Güncelleme Tarihi:
BÜLENT Ersoy’un 21 kişilik müzisyen ekibinin, organizatör şirket tarafından verilen PCR testlerinin sahte olduğu gerekçesiyle KKTC tarafından haklarında soruşturma başlatılmış ve ülkeden çıkışları yasaklanmıştı.
Dün Lefkoşa Ağır Ceza Mahkemesi’nde görülen duruşmada 21 müzisyen tutuklanarak cezaevine gönderildi. 4 Ekim’de yeniden hakim karşısına çıkacak olan ekip için alınan bu karar, müzisyenlerin ailesi başta olmak üzere Bülent Ersoy’u derinden sarstı.

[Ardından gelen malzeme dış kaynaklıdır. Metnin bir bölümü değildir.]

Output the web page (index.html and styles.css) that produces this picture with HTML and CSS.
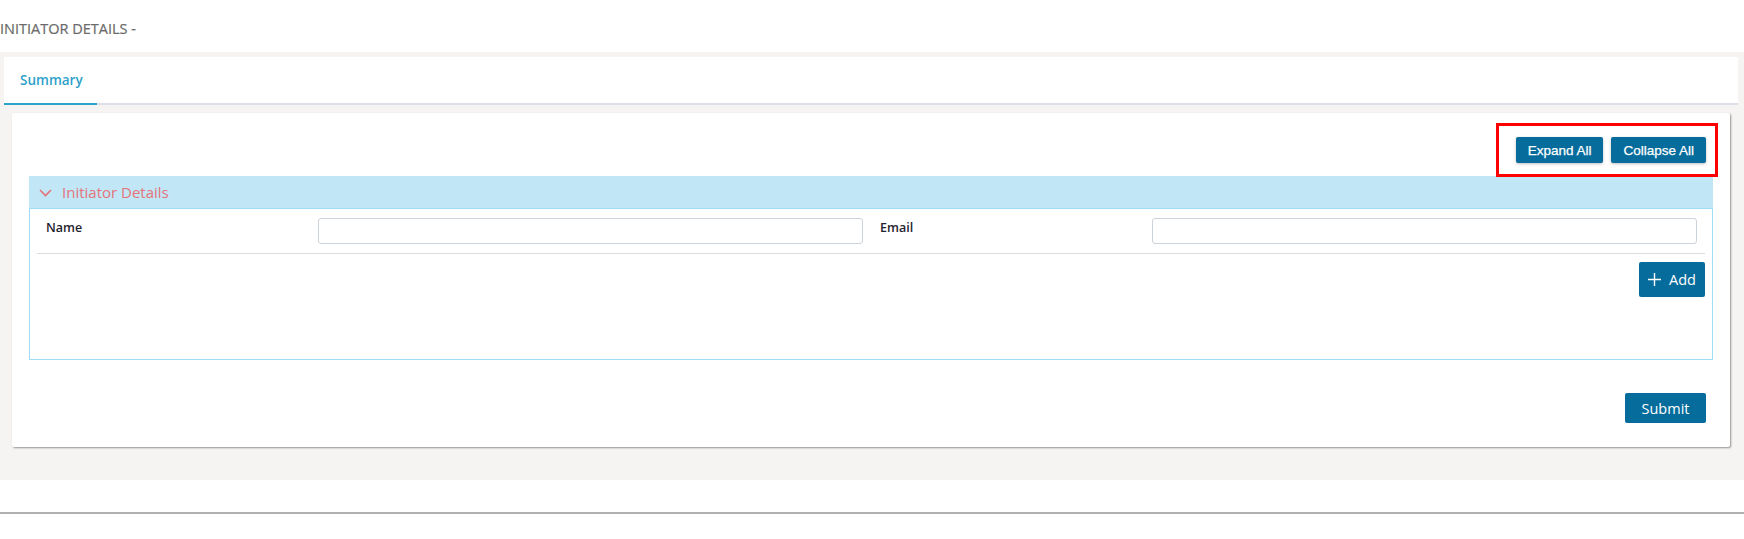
FILE: index.html
```html
<!DOCTYPE html>
<html lang="en">
<head>
<meta charset="utf-8">
<title>Initiator Details</title>
<link rel="stylesheet" href="styles.css">
</head>
<body>
<div class="page">
  <h1 class="page-title">INITIATOR DETAILS -</h1>
  <div class="workspace">
    <div class="tabs">
      <div class="tab tab-active">Summary</div>
    </div>
    <div class="card">
      <div class="toolbar">
        <div class="highlight">
          <button class="btn btn-sm" type="button">Expand All</button>
          <button class="btn btn-sm" type="button">Collapse All</button>
        </div>
      </div>
      <div class="accordion">
        <div class="accordion-header">
          <svg class="chevron" width="13" height="8" viewBox="0 0 13 8"><path d="M1 1 L6.5 6.5 L12 1" fill="none" stroke="#e5737a" stroke-width="1.6"/></svg>
          <span class="accordion-title">Initiator Details</span>
        </div>
        <div class="accordion-body">
          <div class="form-row">
            <label class="field-label">Name</label>
            <div class="field-control"><input class="text-input" type="text"></div>
            <label class="field-label">Email</label>
            <div class="field-control"><input class="text-input" type="text"></div>
          </div>
          <div class="add-row">
            <button class="btn btn-add" type="button">
              <svg class="plus" width="13" height="13" viewBox="0 0 13 13"><path d="M6.5 0 V13 M0 6.5 H13" stroke="#fff" stroke-width="1.4"/></svg>
              <span>Add</span>
            </button>
          </div>
        </div>
      </div>
      <div class="actions">
        <button class="btn btn-submit" type="button">Submit</button>
      </div>
    </div>
  </div>
  <div class="footer-line"></div>
</div>
</body>
</html>
```
FILE: styles.css
```css
* { box-sizing: border-box; }
html, body { margin: 0; padding: 0; background: #fff; }
body { font-family: "Open Sans", "Noto Sans", sans-serif; color: #222; }

.page { width: 1744px; }

.page-title {
  margin: 0;
  height: 52px;
  padding-top: 18px;
  font-size: 14.5px;
  font-weight: 400;
  line-height: 22px;
  color: #6a6a6a;
  -webkit-text-stroke: 0.2px #6a6a6a;
}

.workspace {
  background: #f5f4f2;
  padding: 5px 6px 33px 4px;
}

.tabs {
  background: #fff;
  height: 48px;
  border-bottom: 2px solid #dde1e7;
  display: flex;
}
.tab {
  padding: 0 16px;
  font-size: 13.5px;
  font-weight: 600;
  line-height: 46px;
  color: #2d9fc9;
}
.tab-active {
  width: 93px;
  border-bottom: 2px solid #2aa4cd;
  margin-bottom: -2px;
}

.card {
  background: #fff;
  margin: 8px 8px 0 8px;
  height: 334px;
  padding: 10px 17px 0 17px;
  box-shadow: 1px 1px 2px rgba(0,0,0,0.4);
  border-radius: 2px;
}

.toolbar {
  display: flex;
  justify-content: flex-end;
  margin-right: -5px;
}
.highlight {
  border: 3px solid #f00;
  padding: 11px 9px 11px 17px;
  display: flex;
  gap: 8px;
}

.btn {
  border: 0;
  background: #066c9c;
  color: #fff;
  cursor: pointer;
  border-radius: 2px;
}
.btn-sm {
  height: 26px;
  padding: 0 12px;
  font-family: "Liberation Sans", Arial, sans-serif;
  font-size: 13.5px;
  -webkit-text-stroke: 0.25px #fff;
  box-shadow: 0 1px 3px rgba(0,0,0,0.25);
}

.accordion { margin-top: -1px; }
.accordion-header {
  height: 32px;
  background: #c1e6f6;
  display: flex;
  align-items: center;
  padding-left: 10px;
}
.chevron { margin-right: 10px; margin-top: 1px; }
.accordion-title {
  font-size: 15px;
  color: #e5737a;
}

.accordion-body {
  border: 1px solid #9fdcf6;
  height: 152px;
  padding: 0 7px;
}
.form-row {
  display: grid;
  grid-template-columns: 1fr 2fr 1fr 2fr;
  align-items: center;
  height: 45px;
  border-bottom: 1px solid #dadde0;
}
.field-label {
  font-size: 12.5px;
  font-weight: 600;
  color: #1f2330;
  padding-left: 9px;
  margin-top: -7px;
}
.field-control { padding: 0 8px 0 3px; }
.text-input {
  display: block;
  width: 100%;
  height: 26px;
  border: 1px solid #cdd3da;
  border-radius: 3px;
  background: #fff;
}

.add-row {
  display: flex;
  justify-content: flex-end;
  padding-top: 8px;
}
.btn-add {
  height: 35px;
  width: 66px;
  display: flex;
  align-items: center;
  justify-content: center;
  gap: 8px;
  font-family: "Open Sans", sans-serif;
  font-size: 14.5px;
  padding: 0;
}

.actions {
  display: flex;
  justify-content: flex-end;
  padding: 33px 7px 0 0;
}
.btn-submit {
  height: 30px;
  width: 81px;
  font-family: "Open Sans", sans-serif;
  font-size: 14.5px;
  padding: 0;
}

.footer-line {
  margin-top: 32px;
  height: 2px;
  background: #b0b0b0;
}
```
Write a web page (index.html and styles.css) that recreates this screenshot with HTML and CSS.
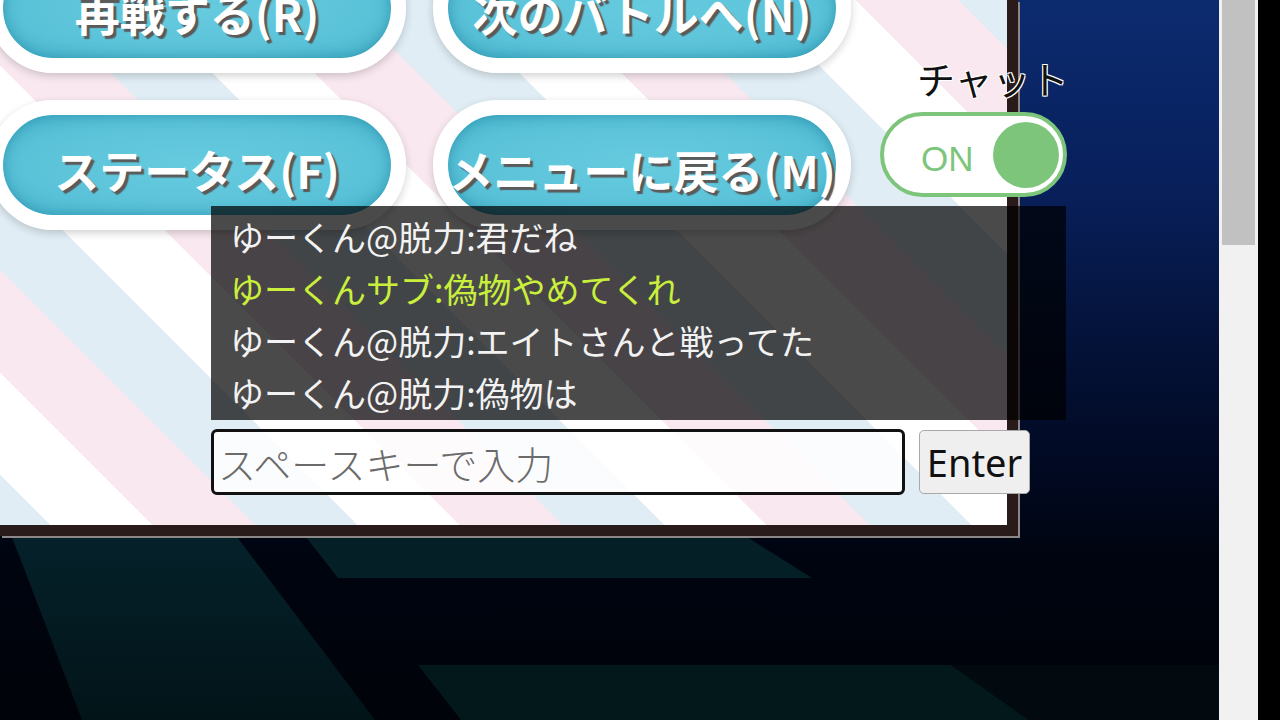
FILE: index.html
```html
<!DOCTYPE html>
<html lang="ja">
<head>
    <meta charset="UTF-8">
    <meta name="viewport" content="width=device-width, initial-scale=1.0">
    <title>バトル結果</title>
    <link rel="stylesheet" href="styles.css">
</head>
<body>
    <div class="window">
        <div class="screen">
            <!-- 床の模様 -->
            <svg class="floor" width="1219" height="720" viewBox="0 0 1219 720">
                <defs>
                    <linearGradient id="teal" x1="0" y1="0" x2="0" y2="1">
                        <stop offset="0" stop-color="#05212a"/>
                        <stop offset="1" stop-color="#021418"/>
                    </linearGradient>
                </defs>
                <polygon points="12,537 237,537 375,720 82,720" fill="url(#teal)"/>
                <polygon points="306,537 747,537 812,578 338,578" fill="#042026"/>
                <polygon points="418,665 951,665 1029,720 461,720" fill="#03181b"/>
                <polygon points="951,665 1219,665 1219,720 1029,720" fill="#020a10"/>
            </svg>

            <div class="game">
                <div class="game-top">
                    <div class="menu">
                        <button type="button" class="menu-btn">再戦する(R)</button>
                        <button type="button" class="menu-btn">次のバトルへ(N)</button>
                        <button type="button" class="menu-btn">ステータス(F)</button>
                        <button type="button" class="menu-btn">メニューに戻る(M)</button>
                    </div>
                    <div class="chat-switch">
                        <div class="chat-label">チャット</div>
                        <label class="toggle">
                            <input type="checkbox" checked>
                            <span class="toggle-text">ON</span>
                            <span class="toggle-knob"></span>
                        </label>
                    </div>
                </div>

                <div class="chat">
                    <ul class="chat-log">
                        <li>ゆーくん@脱力:君だね</li>
                        <li class="sub">ゆーくんサブ:偽物やめてくれ</li>
                        <li>ゆーくん@脱力:エイトさんと戦ってた</li>
                        <li>ゆーくん@脱力:偽物は</li>
                    </ul>
                    <form class="chat-form" name="chat_form">
                        <input type="text" class="chat-input" name="message" placeholder="スペースキーで入力">
                        <button type="submit" class="chat-send">Enter</button>
                    </form>
                </div>
            </div>
        </div>
        <div class="scrollbar">
            <div class="scroll-thumb"></div>
        </div>
        <div class="edge"></div>
    </div>
</body>
</html>
```

FILE: styles.css
```css
* {
    box-sizing: border-box;
}

html, body {
    margin: 0;
    height: 100%;
}

body {
    background: #000;
    overflow: hidden;
    font-family: "Noto Sans CJK JP", sans-serif;
}

.window {
    display: flex;
    width: 1280px;
    height: 720px;
}

.screen {
    position: relative;
    width: 1219px;
    height: 720px;
    overflow: hidden;
    background: linear-gradient(180deg, #0c2b6f 0%, #08205c 25%, #041238 48%, #01081e 68%, #00040f 78%, #000309 100%);
}

.floor {
    position: absolute;
    left: 0;
    top: 0;
}

/* ゲーム画面 */
.game {
    position: relative;
    width: 1018px;
    height: 536px;
    border-right: 11px solid #2a1b1b;
    border-bottom: 11px solid #2a1b1b;
    box-shadow: 2px 2px 0 #8d8686;
    background: repeating-linear-gradient(45deg, #e0edf4 0 36px, #fff 36px 108px, #f9e8f0 108px 181px, #e0edf4 181px 217px);
}

.game-top {
    display: flex;
    align-items: flex-start;
}

.menu {
    display: grid;
    grid-template-columns: 418px 418px;
    grid-auto-rows: 130px;
    gap: 27px;
    margin: -57px 0 0 -12px;
}

.menu-btn {
    border: 15px solid #fff;
    border-radius: 65px;
    padding: 8px 0 0;
    background: radial-gradient(ellipse at center, #67cbdf 0%, #5ac2d8 65%, #48b4cc 100%);
    box-shadow: inset 0 0 14px rgba(20, 120, 150, .55), 0 3px 8px rgba(0, 0, 0, .18);
    color: #fff;
    font-family: "Noto Sans CJK JP", sans-serif;
    font-weight: 700;
    font-size: 45px;
    line-height: 1;
    white-space: nowrap;
    text-shadow: 3px 3px 1px #5a5a5a;
}

/* チャット ON/OFF */
.chat-switch {
    width: 187px;
    margin: 55px 0 0 29px;
}

.chat-label {
    padding-left: 37px;
    font-size: 38px;
    line-height: 46px;
    color: #111;
    white-space: nowrap;
    text-shadow: 1px 1px 0 #fff, -1px -1px 0 #fff, 1px -1px 0 #fff, -1px 1px 0 #fff;
}

.toggle {
    display: flex;
    align-items: center;
    justify-content: space-between;
    width: 187px;
    height: 85px;
    margin-top: 11px;
    padding: 0 4px 0 37px;
    border: 4px solid #7ec57c;
    border-radius: 43px;
    background: #fff;
}

.toggle input {
    display: none;
}

.toggle-text {
    margin-top: 9px;
    font-family: "Liberation Sans", Arial, sans-serif;
    font-size: 35px;
    color: #7ec57c;
}

.toggle-knob {
    width: 66px;
    height: 66px;
    border-radius: 50%;
    background: #7ec57c;
}

/* チャット欄 (ボタンの上に重ねる) */
.chat {
    position: relative;
    width: 855px;
    margin: -24px 0 0 211px;
}

.chat-log {
    list-style: none;
    margin: 0;
    height: 214px;
    padding: 5px 0 1px 19px;
    background: rgba(0, 0, 0, .71);
    font-size: 34px;
    line-height: 52px;
    color: #f2f2f2;
    white-space: nowrap;
}

.chat-log .sub {
    color: #c9ee3c;
}

.chat-form {
    display: flex;
    align-items: flex-start;
    gap: 14px;
    margin-top: 9px;
}

.chat-input {
    width: 694px;
    height: 66px;
    padding: 0 4px;
    border: 3px solid #111;
    border-radius: 6px;
    background: rgba(255, 255, 255, .82);
    font-family: "Noto Sans CJK JP", sans-serif;
    font-weight: 300;
    font-size: 38px;
    color: #111;
}

.chat-input::placeholder {
    color: #6b6b6b;
}

.chat-send {
    width: 111px;
    height: 64px;
    margin-top: 1px;
    padding: 0;
    border: 1px solid #a9a9a9;
    border-radius: 5px;
    background: #efefef;
    font-family: "Noto Sans", sans-serif;
    font-size: 38px;
    color: #111;
}

/* スクロールバー */
.scrollbar {
    width: 39px;
    padding: 0 3px;
    background: #f1f1f1;
}

.scroll-thumb {
    height: 245px;
    background: #c1c1c1;
}

.edge {
    flex: 1;
    background: #000;
}
```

ORKESTRAMI ELİMDEN ALDILAR
Ersoy, üzüntüsünü şu sözlerle dile getirdi:
“Ben yaptığım yardımları kimseye söylemedim. Bunca zamandır ne kadar sıkıntı yaşadım kim biliyor? Manen ve maddi olarak ne çektim kim biliyor? Ekibimi elimden aldılar. Maddi kaybım var. Onun yeri dolar ama manen ne yapacağız? O çocukların kaybını kim ödeyecek. Kim o günlerini geri verecek. Kanunlar çerçevesinde boynumuz kıldan ince ama çocuklar da bu işlerin sahtekârlığını nereden bilsin?
Arkadaşlarımın haklarını sonuna kadar savundum ve elimden gelen her şeyi yaptım. O çocukları kelepçeli gördüm ya, servetimi ortaya dökeceğim ve bu işin sonuna kadar gideceğim. Otele dava açıyorum. Maddi-manevi ne gerekiyorsa yapacağım. Ben ancak maddi olarak olanaklarımı kullandım. Manevi olarak hepsinin yanında oldum. Daha ne yapayım? Kendimi yakmamı mı istiyorlar? Günah keçisi ben miyim? Hapisten kimseyi almak elinden gelmedi ne yazık ki. 70 yaşında kadınım, üzüntüden tansiyonum çıktı. Avukatıma gidiyorum, ne gerekiyorsa yapacağım.”
SUÇLU OTEL YÖNETİCİLERİ
Yapımcı Polat Yağcı da sosyal medyadan isyan etti: “Pandemi boyunca bir konser bile veremeyen, evlerine ekmek götüremeyen bu emekçilerin en büyük suçu ekmek parası kazanmak için sanatlarını icra etmeye Kıbrıs’a gitmeleridir. Kıbrıs’a konser vermek için giden 21 müzisyenin eline tutuşturulan sahte PCR raporu düzenleyen ‘KKTC vatandaşı’ otel yöneticileridir.”